┌─ INFORMATION SHOWN

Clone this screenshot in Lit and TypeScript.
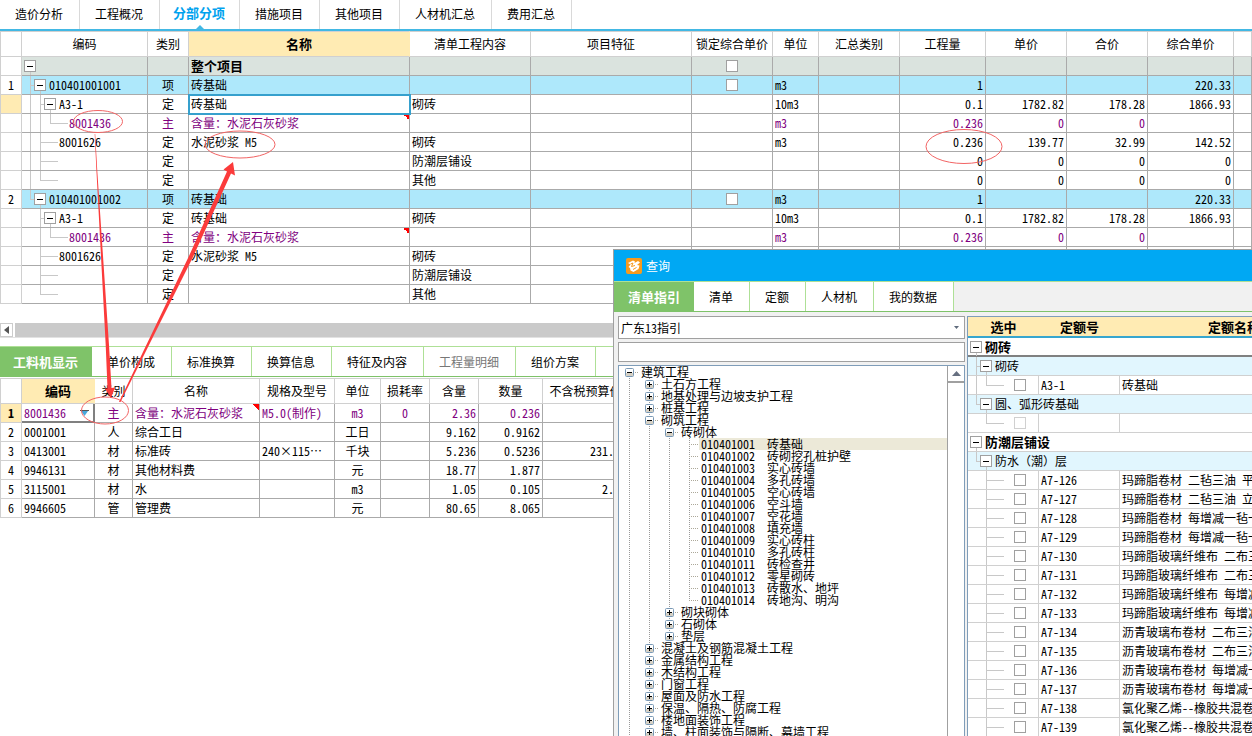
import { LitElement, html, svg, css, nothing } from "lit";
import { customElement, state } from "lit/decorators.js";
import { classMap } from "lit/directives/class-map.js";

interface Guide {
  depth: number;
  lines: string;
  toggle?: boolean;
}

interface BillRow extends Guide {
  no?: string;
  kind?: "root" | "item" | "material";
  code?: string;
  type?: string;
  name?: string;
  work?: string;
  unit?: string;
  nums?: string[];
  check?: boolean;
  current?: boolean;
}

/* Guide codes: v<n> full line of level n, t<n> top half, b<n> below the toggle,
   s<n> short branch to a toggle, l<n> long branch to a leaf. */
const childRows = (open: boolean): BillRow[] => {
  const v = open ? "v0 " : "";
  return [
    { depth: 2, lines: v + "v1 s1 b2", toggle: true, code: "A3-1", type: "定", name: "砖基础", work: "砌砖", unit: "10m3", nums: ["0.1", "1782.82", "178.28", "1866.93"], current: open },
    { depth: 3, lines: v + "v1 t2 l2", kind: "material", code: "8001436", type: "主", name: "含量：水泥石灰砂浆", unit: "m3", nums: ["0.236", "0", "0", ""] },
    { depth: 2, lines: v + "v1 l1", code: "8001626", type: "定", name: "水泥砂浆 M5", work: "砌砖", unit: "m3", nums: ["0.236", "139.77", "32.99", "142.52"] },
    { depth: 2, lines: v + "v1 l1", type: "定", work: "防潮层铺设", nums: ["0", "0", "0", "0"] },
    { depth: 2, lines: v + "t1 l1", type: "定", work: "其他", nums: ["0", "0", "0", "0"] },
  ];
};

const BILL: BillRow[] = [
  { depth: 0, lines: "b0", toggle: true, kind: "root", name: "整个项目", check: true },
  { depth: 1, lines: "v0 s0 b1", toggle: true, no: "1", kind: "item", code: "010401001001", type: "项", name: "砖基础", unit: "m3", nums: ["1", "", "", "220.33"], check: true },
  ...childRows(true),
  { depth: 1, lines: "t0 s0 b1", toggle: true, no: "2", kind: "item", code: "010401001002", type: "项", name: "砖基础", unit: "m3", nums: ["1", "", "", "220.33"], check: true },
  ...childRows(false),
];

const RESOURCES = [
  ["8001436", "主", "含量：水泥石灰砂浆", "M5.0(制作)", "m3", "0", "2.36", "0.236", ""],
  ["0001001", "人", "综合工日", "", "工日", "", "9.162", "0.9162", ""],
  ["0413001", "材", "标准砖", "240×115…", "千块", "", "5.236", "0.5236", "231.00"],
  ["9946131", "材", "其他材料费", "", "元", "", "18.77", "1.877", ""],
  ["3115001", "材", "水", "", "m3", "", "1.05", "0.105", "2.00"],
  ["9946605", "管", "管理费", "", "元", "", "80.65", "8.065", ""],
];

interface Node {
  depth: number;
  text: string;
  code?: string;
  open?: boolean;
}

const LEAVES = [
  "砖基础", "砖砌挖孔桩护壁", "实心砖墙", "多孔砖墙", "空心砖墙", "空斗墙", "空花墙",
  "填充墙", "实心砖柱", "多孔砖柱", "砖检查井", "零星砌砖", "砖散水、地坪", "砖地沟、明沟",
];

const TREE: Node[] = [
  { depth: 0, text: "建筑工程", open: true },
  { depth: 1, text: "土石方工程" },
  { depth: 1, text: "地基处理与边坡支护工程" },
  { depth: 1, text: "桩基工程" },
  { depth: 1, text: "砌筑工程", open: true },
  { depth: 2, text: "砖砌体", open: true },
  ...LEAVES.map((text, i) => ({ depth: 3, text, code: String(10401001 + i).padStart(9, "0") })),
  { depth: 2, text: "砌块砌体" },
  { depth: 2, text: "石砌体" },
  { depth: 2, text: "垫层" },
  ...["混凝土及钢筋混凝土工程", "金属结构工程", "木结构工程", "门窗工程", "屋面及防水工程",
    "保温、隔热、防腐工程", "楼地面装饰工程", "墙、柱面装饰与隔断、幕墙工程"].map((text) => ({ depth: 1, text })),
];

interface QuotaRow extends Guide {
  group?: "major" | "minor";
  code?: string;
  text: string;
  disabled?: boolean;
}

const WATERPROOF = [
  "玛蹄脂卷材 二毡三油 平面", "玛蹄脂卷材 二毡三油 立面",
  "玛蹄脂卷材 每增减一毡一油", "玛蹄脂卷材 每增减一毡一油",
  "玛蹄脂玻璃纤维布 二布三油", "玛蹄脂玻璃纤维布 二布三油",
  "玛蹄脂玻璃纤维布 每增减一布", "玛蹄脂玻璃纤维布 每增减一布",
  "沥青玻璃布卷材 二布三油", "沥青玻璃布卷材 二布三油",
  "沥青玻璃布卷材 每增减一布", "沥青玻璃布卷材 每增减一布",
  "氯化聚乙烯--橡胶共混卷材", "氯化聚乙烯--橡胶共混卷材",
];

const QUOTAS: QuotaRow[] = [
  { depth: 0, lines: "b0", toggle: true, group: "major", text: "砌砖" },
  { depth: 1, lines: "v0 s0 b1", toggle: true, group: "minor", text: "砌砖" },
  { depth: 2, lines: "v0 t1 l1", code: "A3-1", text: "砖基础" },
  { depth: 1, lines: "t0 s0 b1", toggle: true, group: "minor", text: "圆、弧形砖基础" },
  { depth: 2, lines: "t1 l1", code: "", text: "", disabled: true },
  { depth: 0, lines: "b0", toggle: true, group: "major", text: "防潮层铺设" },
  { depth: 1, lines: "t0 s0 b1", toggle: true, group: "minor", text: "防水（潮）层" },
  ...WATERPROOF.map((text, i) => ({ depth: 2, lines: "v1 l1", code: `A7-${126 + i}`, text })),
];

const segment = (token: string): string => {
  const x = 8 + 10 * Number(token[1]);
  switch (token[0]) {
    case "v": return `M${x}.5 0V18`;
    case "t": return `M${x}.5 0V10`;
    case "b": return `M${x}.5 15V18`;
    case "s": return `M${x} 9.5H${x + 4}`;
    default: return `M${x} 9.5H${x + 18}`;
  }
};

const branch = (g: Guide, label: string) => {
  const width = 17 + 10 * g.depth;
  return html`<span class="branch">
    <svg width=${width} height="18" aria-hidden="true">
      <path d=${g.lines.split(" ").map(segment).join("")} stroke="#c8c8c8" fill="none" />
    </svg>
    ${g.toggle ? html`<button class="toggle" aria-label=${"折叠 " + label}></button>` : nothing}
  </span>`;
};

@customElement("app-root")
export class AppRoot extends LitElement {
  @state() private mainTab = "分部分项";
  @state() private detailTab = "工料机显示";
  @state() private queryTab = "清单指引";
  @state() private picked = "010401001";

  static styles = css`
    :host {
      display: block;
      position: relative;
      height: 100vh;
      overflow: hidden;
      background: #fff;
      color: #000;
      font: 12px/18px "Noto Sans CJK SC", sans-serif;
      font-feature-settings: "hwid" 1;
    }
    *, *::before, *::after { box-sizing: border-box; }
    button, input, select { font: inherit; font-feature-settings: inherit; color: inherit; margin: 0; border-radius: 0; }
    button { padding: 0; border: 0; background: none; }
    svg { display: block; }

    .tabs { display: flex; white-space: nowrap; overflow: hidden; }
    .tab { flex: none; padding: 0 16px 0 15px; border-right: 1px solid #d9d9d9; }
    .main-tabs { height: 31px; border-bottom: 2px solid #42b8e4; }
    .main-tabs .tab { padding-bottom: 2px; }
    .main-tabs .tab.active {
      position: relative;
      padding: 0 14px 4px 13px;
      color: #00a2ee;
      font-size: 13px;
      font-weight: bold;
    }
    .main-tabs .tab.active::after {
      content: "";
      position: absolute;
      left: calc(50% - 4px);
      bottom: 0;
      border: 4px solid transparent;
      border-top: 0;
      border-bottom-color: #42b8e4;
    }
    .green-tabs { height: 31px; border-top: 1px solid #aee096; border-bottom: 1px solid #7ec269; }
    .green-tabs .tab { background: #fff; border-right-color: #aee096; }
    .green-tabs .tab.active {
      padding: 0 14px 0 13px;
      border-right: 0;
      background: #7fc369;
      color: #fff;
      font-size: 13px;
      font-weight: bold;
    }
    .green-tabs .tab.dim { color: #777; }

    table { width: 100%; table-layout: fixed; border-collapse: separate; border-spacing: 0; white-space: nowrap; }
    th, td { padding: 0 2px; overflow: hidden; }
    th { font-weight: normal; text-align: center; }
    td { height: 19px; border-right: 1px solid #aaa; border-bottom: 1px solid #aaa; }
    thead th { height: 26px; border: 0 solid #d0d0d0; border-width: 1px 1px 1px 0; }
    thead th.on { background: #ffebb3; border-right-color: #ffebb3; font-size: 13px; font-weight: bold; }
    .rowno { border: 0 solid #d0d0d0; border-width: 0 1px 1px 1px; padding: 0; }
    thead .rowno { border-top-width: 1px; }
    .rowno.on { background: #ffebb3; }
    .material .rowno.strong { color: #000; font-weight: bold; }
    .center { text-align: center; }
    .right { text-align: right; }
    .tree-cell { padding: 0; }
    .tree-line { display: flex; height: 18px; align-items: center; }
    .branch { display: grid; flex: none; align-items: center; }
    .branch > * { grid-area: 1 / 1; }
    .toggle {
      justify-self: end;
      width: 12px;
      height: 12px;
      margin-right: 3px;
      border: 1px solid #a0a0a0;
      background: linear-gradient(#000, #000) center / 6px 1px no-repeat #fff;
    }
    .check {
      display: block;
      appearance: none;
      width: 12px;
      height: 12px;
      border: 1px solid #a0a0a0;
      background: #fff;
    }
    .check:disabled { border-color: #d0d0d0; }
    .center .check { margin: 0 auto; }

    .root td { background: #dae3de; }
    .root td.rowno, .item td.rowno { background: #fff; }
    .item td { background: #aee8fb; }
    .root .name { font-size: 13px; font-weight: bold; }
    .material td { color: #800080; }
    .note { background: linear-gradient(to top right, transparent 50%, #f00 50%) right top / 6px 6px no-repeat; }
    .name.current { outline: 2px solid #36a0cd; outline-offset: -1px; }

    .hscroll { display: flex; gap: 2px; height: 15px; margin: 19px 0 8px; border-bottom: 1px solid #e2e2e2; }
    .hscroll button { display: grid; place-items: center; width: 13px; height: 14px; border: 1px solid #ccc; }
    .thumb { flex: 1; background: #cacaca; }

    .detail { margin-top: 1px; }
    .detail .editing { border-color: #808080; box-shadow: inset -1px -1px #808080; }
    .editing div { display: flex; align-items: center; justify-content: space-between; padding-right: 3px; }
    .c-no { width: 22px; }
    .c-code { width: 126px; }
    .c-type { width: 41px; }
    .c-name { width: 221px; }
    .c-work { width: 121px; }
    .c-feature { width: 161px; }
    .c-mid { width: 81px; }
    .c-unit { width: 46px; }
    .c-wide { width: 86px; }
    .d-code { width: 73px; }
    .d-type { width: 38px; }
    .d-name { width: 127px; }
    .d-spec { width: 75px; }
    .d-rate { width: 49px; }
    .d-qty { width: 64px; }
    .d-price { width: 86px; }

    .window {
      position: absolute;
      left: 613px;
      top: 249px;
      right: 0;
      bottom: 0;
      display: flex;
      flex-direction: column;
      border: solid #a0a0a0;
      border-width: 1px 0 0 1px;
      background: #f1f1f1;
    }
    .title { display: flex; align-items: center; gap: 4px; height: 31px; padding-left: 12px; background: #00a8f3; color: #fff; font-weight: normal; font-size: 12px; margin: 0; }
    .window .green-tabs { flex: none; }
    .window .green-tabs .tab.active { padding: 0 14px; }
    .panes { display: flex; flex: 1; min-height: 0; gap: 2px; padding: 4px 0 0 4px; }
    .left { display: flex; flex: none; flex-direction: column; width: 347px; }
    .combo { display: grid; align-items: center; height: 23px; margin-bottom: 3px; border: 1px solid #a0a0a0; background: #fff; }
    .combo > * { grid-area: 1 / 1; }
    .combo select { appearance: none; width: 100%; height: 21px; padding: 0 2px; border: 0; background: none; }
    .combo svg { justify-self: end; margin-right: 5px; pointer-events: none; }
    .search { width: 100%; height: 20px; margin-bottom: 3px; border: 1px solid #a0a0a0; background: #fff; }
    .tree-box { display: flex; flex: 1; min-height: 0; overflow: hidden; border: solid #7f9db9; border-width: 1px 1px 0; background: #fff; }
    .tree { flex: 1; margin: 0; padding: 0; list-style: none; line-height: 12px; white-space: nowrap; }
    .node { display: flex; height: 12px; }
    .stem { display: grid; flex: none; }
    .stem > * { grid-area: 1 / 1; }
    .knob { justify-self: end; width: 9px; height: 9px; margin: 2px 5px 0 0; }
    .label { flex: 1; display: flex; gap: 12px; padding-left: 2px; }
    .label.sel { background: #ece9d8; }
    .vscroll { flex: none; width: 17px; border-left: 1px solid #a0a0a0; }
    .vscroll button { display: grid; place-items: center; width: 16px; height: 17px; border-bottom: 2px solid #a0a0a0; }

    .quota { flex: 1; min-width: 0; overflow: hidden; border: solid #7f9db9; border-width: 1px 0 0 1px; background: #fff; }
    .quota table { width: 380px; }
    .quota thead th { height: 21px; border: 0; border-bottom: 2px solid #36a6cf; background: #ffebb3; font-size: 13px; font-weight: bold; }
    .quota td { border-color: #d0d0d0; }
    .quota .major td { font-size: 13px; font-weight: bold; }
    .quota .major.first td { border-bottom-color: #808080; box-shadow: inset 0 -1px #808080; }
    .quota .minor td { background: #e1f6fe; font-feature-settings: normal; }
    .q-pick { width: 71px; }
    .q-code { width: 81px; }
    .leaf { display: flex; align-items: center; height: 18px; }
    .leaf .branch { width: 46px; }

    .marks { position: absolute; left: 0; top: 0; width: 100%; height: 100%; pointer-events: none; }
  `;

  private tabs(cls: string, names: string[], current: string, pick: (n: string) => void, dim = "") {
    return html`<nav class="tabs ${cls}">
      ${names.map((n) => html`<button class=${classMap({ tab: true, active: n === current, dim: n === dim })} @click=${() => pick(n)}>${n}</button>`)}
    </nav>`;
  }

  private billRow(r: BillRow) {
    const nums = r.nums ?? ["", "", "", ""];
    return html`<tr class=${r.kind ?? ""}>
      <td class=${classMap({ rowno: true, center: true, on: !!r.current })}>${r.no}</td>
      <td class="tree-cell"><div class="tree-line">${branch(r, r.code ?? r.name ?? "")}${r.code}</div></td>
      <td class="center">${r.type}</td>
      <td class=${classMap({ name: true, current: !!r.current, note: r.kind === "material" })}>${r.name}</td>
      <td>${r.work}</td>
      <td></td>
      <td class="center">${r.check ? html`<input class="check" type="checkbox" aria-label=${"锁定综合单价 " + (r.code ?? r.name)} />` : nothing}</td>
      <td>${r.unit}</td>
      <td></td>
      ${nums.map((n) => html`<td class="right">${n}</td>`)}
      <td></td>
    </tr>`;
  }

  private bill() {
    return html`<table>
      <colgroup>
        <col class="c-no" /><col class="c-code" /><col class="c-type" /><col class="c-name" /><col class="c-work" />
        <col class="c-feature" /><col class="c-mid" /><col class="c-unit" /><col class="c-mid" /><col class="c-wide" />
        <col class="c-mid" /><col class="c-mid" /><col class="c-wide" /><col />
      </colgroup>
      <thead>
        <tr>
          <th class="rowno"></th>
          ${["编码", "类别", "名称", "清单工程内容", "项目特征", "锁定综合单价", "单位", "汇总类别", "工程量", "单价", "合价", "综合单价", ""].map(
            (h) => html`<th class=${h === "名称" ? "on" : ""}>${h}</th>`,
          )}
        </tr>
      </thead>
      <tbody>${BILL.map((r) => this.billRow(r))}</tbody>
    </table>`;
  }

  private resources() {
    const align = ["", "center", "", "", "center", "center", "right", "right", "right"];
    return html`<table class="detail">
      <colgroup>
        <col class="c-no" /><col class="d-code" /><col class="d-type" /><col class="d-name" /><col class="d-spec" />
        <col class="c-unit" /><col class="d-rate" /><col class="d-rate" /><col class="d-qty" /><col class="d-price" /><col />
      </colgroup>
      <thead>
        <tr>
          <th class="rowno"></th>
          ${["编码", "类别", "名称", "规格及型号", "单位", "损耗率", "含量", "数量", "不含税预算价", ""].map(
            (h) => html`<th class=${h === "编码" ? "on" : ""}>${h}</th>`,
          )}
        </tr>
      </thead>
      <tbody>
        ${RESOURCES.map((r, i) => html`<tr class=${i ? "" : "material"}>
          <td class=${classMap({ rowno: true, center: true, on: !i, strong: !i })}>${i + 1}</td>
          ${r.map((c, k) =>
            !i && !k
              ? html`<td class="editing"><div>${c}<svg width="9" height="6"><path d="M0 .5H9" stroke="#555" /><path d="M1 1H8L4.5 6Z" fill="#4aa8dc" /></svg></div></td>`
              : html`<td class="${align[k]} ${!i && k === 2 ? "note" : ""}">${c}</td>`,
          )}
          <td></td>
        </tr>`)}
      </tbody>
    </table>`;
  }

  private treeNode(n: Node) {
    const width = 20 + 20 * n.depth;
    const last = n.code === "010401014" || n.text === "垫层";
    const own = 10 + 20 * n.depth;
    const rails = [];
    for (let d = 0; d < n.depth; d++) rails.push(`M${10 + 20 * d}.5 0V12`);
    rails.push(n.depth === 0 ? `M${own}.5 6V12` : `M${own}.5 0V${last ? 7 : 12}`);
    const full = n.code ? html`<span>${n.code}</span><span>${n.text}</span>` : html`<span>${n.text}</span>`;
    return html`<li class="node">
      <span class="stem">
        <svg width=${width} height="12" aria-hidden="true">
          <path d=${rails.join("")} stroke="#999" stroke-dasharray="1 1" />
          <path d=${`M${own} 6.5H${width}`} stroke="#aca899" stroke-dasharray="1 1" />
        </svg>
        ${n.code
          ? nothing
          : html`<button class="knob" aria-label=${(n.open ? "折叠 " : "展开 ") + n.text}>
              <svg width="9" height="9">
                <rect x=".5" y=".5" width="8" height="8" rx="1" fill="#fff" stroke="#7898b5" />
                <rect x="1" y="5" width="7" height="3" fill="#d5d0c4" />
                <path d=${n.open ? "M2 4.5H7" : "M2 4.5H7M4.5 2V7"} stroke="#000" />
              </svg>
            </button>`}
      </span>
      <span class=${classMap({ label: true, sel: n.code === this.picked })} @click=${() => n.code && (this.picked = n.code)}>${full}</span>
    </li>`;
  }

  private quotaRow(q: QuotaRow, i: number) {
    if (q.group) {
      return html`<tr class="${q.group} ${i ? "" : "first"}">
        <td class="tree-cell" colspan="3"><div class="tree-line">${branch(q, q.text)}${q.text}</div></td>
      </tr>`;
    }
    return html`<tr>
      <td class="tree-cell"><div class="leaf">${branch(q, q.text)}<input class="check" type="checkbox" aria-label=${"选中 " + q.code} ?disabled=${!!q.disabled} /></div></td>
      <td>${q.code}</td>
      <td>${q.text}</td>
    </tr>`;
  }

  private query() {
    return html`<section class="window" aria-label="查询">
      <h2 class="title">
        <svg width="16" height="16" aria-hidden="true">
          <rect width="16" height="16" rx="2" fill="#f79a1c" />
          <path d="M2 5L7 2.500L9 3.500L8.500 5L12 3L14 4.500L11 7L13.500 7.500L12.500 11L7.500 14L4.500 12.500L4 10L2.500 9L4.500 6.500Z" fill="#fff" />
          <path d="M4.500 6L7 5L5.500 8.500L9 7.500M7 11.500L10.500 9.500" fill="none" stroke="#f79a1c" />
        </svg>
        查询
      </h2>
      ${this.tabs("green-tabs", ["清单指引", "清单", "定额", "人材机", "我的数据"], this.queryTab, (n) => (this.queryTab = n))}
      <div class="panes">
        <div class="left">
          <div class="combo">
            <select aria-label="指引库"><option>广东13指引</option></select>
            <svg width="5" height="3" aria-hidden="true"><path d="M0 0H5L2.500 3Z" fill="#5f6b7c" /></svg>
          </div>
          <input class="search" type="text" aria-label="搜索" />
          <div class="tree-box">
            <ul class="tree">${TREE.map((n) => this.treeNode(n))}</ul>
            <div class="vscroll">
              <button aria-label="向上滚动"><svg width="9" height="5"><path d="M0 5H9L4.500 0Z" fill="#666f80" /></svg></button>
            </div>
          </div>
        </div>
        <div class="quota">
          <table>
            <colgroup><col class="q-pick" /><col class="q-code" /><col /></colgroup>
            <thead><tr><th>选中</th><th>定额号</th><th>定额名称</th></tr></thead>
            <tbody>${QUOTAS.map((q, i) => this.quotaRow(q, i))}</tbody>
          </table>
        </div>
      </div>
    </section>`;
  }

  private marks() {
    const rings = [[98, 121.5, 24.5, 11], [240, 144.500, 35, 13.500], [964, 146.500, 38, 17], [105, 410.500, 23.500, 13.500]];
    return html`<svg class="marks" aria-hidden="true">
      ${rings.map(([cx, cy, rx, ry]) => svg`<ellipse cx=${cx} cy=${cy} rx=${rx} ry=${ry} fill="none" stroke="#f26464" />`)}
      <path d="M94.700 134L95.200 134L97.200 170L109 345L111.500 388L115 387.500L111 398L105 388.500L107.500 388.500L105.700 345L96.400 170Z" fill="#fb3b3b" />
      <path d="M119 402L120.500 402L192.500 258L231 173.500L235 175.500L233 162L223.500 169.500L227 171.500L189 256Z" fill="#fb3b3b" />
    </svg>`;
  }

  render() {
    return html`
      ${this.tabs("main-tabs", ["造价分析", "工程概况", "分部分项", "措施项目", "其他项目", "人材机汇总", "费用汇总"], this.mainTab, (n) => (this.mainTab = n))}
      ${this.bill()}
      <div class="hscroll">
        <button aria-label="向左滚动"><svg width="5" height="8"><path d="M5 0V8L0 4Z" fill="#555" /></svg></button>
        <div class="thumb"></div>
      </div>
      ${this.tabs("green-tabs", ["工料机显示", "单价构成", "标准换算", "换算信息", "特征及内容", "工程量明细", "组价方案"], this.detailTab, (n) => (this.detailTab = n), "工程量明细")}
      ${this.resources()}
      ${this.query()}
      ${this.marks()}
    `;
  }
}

└─

- GOAL -
Scan the lines above for "this", then copy every one that has it.

- WORKED ANSWER -
Clone this screenshot in Lit and TypeScript.
      <tbody>${BILL.map((r) => this.billRow(r))}</tbody>
      <span class=${classMap({ label: true, sel: n.code === this.picked })} @click=${() => n.code && (this.picked = n.code)}>${full}</span>
      ${this.tabs("green-tabs", ["清单指引", "清单", "定额", "人材机", "我的数据"], this.queryTab, (n) => (this.queryTab = n))}
            <ul class="tree">${TREE.map((n) => this.treeNode(n))}</ul>
            <tbody>${QUOTAS.map((q, i) => this.quotaRow(q, i))}</tbody>
      ${this.tabs("main-tabs", ["造价分析", "工程概况", "分部分项", "措施项目", "其他项目", "人材机汇总", "费用汇总"], this.mainTab, (n) => (this.mainTab = n))}
      ${this.bill()}
      ${this.tabs("green-tabs", ["工料机显示", "单价构成", "标准换算", "换算信息", "特征及内容", "工程量明细", "组价方案"], this.detailTab, (n) => (this.detailTab = n), "工程量明细")}
      ${this.resources()}
      ${this.query()}
      ${this.marks()}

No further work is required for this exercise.